Photo courtesy: Wikipedia
Ranger Rani has a puzzle for you. If an animal is big in size, does the genome of the animal have to be big too? Ranger Rani thinks not. What do you think?
Looking for complete animal genome is like looking for a needle in a haystack. With so many animals, each with lots of genes, how do scientists decide which critter goes first?
For Ranger Rani, that's an easy answer. She says pick up an endangered species! We need all the information we can get to save the species. Unfortunately, there are thousands of species in the endangered list. Which one to choose from?
Scientists recently chose the panda. Like nature lovers everywhere, including you, Ranger Rani was delighted too.
But first, Ranger Rani has a question. What does the sequence of the entire genome tell us? The genome includes all the genetic information that is hidden on the entire DNA sequence. That's lot of genes on chromosomes. The genes code for proteins. And proteins do the work at the chemical level. That is like sifting through millions and zillions of types of proteins created by our body. That's a lot of work. Yet, recent advances in scientific methods make it easy to achieve this task. If we are lucky, we can do this in less than 6 months.
One of the first things scientists look for is the size of the genome. Led by Chinese scientists, experts from all over the world joined in this effort. The panda genome has only 3 million base pairs.
But the size doesn't mean much. The 3 million base pairs have code for about 21,000 genes that code for proteins. That is about the size of the genes that code for proteins in humans too.
In recent years, panda population has rapidly declined.
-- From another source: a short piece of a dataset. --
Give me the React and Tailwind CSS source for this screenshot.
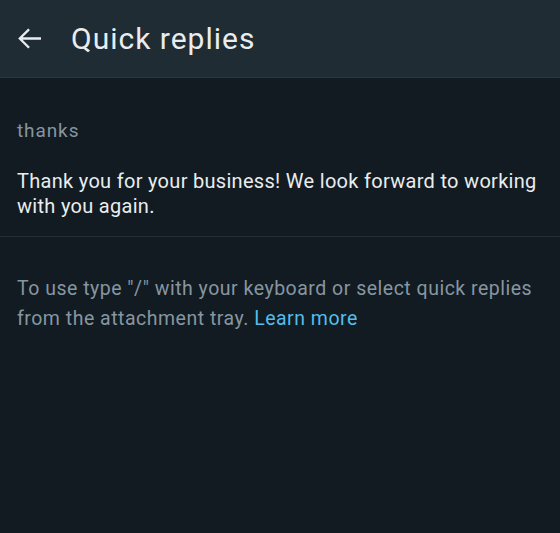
export default function App() {
  return (
    <div className="w-[560px] h-[533px] bg-[#121b22] flex flex-col" style={{ fontFamily: 'Roboto, "Noto Sans", sans-serif' }}>
      <div className="h-[78px] bg-[#1f2c34] border-b border-[#2a373f] flex items-center shrink-0">
        <svg className="ml-[14px] w-[31px] h-[31px]" viewBox="0 0 24 24" fill="none" stroke="#e9edef" strokeWidth="1.8" strokeLinecap="square">
          <path d="M20 12H5M11 5.5l-6.5 6.5 6.5 6.5" />
        </svg>
        <h1 className="ml-[26px] text-[30px] tracking-[1px] text-[#e9edef] leading-none">Quick replies</h1>
      </div>
      <div className="pl-[17px] pr-[10px] pt-[41px] pb-[17px] border-b border-[#222d34]">
        <div className="text-[19px] tracking-[0.9px] text-[#8696a0] leading-[24px]">thanks</div>
        <div className="mt-[26px] text-[20px] tracking-[0.3px] text-[#e9edef] leading-[25px]">
          Thank you for your business! We look forward to working with you again.
        </div>
      </div>
      <div className="pl-[17px] pr-[12px] pt-[37px] text-[19.5px] tracking-[0.5px] text-[#8696a0] leading-[30px]">
        To use type "/" with your keyboard or select quick replies from the attachment tray.{' '}
        <span className="text-[#53bdeb]">Learn more</span>
      </div>
    </div>
  );
}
In the last ten years, the population has decreased by 92%. Scientists hypothesized that this rapid decline was due to inbreeding. Inbreeding happens when no new genes enter into the population and causes the population to have illness or have susceptibility to a disease.
The panda genome showed no signs of inbreeding. Pandas have double copies of DNA in each of their cells. Each of these copies isn't exactly identical. This condition is called heterozygosity.
Yet, the panda's genetic makeup changes little from generation to generation. Other mammals, especially humans, have rapid change of genes between generations. Scientists use this information to understand the rate of evolution in animals. When there is little change in genetic material from one generation to next, the rate of evolution is slow. Such animals are considered to be 'living fossil.'
The biggest surprise happened when the panda genome was analyzed for the diet. The panda, it turns out, isn't all that well equipped to eat its favorite food: bamboo. The taste gene called T1R1 senses the taste of meats, cheese, broth and other high-protein foods. It makes these foods tasty. This gene is mutated in pandas. This means the pandas couldn't taste meat. Did this mutation push them towards the bamboo diet? Scientists are studying that more closely.
Yet, the panda has a unique problem. It has all the required genes to digest meat, but it doesn't eat meat. Due to the mutations in the gene, it can't even sense the meat by smell. But, the panda has no genes to digest the bamboo it eats by tons!
So, how does the panda digest the bamboo? It turns out that pandas rely entirely on the microbes found in the guts. These microbes help panda to extract nutrients from bamboo.
Scientists are now realizing that all creatures, great and small, have to rely on the microbial genes. It is this interaction that makes each one of us unique. Like pandas, we too are unique. In the end that's what counts!